> AIM
Return only the number of lines holding the word "this".

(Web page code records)
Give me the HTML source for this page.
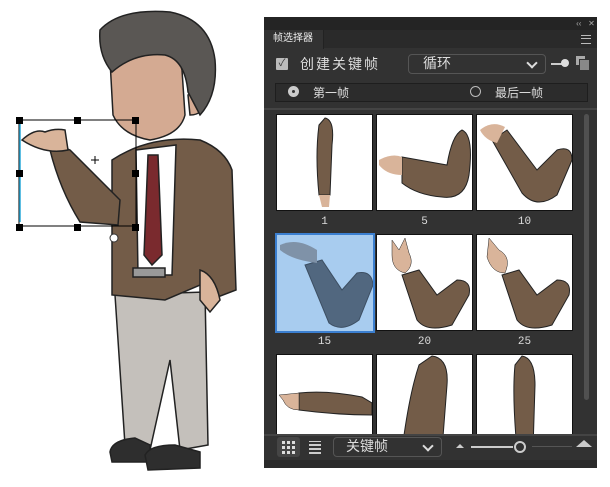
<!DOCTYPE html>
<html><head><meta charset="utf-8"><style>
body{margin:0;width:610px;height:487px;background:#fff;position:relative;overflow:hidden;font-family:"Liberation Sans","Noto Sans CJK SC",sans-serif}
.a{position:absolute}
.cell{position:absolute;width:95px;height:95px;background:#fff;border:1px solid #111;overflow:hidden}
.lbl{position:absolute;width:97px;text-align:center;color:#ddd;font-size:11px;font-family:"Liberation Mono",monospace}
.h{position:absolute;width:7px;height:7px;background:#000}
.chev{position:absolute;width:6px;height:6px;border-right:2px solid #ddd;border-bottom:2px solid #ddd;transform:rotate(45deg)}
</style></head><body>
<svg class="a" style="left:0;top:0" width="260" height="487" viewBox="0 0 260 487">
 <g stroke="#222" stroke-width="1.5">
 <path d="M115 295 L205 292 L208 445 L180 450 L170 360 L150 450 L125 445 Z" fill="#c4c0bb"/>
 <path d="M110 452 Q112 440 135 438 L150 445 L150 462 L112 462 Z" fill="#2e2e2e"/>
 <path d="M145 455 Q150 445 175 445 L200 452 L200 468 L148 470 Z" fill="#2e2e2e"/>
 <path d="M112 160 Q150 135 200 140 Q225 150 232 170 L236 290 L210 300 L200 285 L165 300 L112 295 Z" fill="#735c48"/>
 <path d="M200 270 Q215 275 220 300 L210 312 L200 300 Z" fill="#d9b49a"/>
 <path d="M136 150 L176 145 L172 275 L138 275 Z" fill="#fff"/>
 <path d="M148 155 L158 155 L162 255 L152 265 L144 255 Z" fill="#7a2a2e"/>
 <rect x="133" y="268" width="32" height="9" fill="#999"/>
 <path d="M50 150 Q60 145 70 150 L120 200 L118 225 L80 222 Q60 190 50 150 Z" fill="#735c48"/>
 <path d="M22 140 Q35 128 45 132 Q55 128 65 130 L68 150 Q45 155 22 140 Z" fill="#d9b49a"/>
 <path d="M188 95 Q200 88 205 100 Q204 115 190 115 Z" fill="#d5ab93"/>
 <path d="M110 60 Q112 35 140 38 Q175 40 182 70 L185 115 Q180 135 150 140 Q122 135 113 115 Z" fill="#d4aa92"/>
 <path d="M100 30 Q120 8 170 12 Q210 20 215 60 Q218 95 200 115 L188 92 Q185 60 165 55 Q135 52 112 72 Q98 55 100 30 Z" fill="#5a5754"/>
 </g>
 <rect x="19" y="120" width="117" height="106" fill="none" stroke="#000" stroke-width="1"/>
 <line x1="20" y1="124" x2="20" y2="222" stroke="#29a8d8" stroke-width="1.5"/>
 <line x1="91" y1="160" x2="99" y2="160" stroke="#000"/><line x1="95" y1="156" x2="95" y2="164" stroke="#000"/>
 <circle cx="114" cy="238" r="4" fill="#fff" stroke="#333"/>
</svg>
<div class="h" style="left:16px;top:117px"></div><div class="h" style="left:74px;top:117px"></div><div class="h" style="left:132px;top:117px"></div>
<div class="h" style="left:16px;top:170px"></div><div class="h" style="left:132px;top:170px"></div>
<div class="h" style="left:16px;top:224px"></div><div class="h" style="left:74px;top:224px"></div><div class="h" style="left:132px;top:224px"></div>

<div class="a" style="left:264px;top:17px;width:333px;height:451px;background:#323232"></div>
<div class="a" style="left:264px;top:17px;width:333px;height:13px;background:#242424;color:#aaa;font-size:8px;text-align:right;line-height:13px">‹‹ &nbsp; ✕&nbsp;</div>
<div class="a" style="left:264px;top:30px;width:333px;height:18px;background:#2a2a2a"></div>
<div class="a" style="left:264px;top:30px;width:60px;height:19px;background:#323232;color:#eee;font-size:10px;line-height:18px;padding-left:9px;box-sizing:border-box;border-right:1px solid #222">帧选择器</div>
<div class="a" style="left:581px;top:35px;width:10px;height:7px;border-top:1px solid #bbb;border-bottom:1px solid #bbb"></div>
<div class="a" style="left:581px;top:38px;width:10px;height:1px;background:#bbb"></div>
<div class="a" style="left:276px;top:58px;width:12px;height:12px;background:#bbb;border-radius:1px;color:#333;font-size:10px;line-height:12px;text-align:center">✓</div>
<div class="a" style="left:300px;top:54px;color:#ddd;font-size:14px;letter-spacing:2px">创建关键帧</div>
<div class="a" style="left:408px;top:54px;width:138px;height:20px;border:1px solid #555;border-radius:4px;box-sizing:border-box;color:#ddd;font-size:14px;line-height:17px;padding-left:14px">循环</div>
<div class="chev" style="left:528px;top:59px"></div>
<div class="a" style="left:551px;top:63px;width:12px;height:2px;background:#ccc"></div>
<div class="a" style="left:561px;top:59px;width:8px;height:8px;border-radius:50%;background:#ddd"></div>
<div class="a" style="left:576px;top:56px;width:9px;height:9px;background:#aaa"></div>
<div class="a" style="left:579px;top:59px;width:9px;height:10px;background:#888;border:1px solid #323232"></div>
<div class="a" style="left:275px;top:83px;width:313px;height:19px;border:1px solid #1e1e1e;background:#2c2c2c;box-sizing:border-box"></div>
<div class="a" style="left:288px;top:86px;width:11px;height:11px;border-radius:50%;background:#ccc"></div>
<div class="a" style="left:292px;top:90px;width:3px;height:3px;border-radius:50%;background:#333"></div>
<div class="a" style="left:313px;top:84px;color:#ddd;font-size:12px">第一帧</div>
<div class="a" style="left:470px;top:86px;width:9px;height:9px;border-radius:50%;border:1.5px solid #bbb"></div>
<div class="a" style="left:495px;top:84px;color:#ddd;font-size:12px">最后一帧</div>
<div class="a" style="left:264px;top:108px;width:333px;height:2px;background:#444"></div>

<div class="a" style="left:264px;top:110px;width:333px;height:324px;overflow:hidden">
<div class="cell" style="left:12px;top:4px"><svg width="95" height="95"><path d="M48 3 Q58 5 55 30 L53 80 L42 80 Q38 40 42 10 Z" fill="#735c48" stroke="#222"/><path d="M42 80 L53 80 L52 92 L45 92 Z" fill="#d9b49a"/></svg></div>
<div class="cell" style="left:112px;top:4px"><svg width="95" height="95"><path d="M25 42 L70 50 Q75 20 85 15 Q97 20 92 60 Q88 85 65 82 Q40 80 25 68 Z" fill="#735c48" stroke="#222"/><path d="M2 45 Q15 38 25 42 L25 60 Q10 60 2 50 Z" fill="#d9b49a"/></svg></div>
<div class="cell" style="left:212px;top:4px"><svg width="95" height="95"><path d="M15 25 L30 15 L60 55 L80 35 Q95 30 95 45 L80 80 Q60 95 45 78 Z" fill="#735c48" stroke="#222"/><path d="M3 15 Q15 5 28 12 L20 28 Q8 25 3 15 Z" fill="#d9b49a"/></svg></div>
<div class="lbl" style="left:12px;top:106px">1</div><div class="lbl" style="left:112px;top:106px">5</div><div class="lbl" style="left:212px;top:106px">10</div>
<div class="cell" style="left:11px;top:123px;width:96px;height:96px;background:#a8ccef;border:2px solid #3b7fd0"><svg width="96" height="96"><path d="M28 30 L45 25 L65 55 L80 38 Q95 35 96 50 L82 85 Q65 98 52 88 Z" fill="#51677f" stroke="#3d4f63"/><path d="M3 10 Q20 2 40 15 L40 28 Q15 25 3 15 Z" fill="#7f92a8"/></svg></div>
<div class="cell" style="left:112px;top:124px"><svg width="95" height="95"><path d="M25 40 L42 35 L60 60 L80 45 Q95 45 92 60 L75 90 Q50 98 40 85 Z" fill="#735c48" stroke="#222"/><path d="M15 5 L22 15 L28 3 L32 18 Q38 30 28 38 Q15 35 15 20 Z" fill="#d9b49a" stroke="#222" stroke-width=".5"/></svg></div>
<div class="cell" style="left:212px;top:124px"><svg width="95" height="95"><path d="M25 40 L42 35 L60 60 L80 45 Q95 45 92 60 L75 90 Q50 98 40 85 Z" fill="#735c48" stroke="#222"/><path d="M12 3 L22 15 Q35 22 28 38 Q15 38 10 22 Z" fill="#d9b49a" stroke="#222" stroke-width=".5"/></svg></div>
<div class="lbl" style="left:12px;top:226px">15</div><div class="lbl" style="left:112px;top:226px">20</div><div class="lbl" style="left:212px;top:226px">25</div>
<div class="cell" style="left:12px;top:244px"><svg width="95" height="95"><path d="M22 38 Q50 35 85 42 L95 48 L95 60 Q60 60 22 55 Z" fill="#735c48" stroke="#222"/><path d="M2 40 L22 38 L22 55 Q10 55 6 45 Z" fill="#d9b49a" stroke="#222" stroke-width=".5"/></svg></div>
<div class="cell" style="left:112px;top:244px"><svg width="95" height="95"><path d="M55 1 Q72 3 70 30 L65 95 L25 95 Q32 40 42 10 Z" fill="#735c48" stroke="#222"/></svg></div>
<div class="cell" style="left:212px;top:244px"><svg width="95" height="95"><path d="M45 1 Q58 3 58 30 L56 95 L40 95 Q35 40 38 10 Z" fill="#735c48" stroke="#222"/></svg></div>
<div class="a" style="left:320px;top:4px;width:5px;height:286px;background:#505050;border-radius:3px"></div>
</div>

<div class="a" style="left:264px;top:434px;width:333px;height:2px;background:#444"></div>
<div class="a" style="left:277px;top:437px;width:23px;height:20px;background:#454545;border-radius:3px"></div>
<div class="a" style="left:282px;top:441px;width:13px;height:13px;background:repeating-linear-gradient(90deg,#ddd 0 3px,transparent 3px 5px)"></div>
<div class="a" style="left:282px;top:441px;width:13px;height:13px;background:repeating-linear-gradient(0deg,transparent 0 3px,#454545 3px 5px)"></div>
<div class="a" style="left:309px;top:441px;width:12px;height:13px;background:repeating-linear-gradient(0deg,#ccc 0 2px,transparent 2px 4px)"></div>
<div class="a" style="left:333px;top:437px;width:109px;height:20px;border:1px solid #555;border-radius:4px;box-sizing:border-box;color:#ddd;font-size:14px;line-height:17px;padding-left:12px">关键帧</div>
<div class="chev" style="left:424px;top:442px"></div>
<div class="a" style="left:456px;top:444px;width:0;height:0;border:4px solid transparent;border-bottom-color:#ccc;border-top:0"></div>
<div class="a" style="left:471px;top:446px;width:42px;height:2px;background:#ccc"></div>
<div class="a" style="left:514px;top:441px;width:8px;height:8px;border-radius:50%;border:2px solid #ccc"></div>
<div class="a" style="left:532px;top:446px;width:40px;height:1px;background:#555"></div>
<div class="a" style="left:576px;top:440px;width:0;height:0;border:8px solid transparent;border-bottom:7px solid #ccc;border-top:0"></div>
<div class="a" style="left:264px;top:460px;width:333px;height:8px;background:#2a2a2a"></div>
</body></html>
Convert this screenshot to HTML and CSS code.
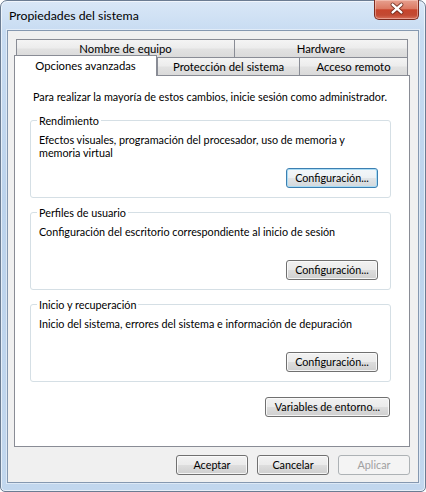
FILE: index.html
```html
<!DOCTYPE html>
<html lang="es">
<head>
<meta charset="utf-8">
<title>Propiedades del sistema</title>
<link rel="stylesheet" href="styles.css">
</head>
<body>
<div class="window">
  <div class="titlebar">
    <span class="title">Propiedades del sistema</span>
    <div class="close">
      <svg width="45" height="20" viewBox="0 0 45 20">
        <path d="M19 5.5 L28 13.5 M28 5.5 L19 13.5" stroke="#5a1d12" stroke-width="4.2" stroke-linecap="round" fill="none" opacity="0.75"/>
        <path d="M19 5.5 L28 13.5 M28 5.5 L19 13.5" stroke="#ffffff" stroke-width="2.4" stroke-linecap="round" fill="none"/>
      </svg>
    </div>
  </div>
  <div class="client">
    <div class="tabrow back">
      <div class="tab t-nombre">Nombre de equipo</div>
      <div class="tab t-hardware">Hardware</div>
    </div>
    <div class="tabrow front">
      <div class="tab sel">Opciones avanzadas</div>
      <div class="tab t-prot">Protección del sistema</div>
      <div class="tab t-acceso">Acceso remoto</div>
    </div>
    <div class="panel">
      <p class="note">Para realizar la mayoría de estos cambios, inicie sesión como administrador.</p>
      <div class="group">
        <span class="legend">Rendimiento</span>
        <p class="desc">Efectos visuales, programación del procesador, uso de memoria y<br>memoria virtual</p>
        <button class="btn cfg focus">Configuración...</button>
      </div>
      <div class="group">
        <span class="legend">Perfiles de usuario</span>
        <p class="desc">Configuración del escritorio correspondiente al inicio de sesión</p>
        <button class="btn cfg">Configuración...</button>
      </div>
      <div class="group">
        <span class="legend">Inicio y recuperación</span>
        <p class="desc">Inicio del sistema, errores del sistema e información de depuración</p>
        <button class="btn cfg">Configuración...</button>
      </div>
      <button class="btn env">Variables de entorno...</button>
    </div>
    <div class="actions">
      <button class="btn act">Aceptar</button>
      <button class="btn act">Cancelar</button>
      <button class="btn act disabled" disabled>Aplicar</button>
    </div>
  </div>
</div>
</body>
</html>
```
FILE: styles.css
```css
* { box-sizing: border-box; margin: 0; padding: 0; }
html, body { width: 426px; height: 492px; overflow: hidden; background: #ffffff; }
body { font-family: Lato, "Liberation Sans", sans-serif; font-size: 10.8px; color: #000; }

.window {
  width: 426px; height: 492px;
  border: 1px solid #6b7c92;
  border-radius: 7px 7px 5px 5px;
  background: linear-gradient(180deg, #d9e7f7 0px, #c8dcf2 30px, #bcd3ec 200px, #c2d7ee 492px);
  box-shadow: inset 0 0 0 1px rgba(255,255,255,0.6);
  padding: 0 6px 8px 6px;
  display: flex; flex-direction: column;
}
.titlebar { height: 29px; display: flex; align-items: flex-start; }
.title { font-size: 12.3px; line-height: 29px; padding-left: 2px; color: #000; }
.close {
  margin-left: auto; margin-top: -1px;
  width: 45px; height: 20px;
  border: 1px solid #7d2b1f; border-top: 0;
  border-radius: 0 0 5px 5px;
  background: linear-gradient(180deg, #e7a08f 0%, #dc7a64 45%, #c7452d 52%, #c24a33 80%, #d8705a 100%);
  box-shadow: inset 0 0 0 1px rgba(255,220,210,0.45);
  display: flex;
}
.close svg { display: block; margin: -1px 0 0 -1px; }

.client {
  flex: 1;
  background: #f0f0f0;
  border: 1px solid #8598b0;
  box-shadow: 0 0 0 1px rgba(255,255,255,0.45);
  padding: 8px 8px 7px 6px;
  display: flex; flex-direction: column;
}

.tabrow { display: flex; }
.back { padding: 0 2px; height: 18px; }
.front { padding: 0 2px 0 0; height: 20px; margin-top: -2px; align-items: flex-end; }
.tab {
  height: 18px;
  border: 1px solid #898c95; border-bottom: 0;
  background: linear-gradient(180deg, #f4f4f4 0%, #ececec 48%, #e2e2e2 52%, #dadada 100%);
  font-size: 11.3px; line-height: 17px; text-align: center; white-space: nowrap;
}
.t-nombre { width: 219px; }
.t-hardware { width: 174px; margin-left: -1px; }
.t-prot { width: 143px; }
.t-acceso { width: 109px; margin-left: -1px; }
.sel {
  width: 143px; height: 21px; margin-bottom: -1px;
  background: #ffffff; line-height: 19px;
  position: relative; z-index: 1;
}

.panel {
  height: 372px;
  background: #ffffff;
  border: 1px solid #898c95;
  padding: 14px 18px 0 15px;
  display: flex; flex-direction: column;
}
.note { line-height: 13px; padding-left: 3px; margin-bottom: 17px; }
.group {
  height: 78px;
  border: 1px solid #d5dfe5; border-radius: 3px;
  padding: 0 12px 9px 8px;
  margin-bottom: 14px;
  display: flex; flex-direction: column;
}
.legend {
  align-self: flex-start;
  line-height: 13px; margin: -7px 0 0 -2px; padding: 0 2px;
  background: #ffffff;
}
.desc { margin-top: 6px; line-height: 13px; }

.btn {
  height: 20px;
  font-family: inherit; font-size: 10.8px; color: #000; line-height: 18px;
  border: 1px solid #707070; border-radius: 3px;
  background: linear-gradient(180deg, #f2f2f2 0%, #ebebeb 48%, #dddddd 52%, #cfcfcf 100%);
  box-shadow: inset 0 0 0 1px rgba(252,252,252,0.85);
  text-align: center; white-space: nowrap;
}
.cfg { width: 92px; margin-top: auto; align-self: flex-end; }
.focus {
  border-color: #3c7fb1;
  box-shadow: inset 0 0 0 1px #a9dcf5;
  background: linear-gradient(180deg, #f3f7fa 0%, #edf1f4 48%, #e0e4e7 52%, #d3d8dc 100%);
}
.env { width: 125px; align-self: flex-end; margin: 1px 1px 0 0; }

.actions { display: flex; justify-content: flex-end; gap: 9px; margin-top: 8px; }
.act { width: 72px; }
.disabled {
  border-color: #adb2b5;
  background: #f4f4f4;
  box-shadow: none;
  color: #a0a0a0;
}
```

> TASK RESPONSE
2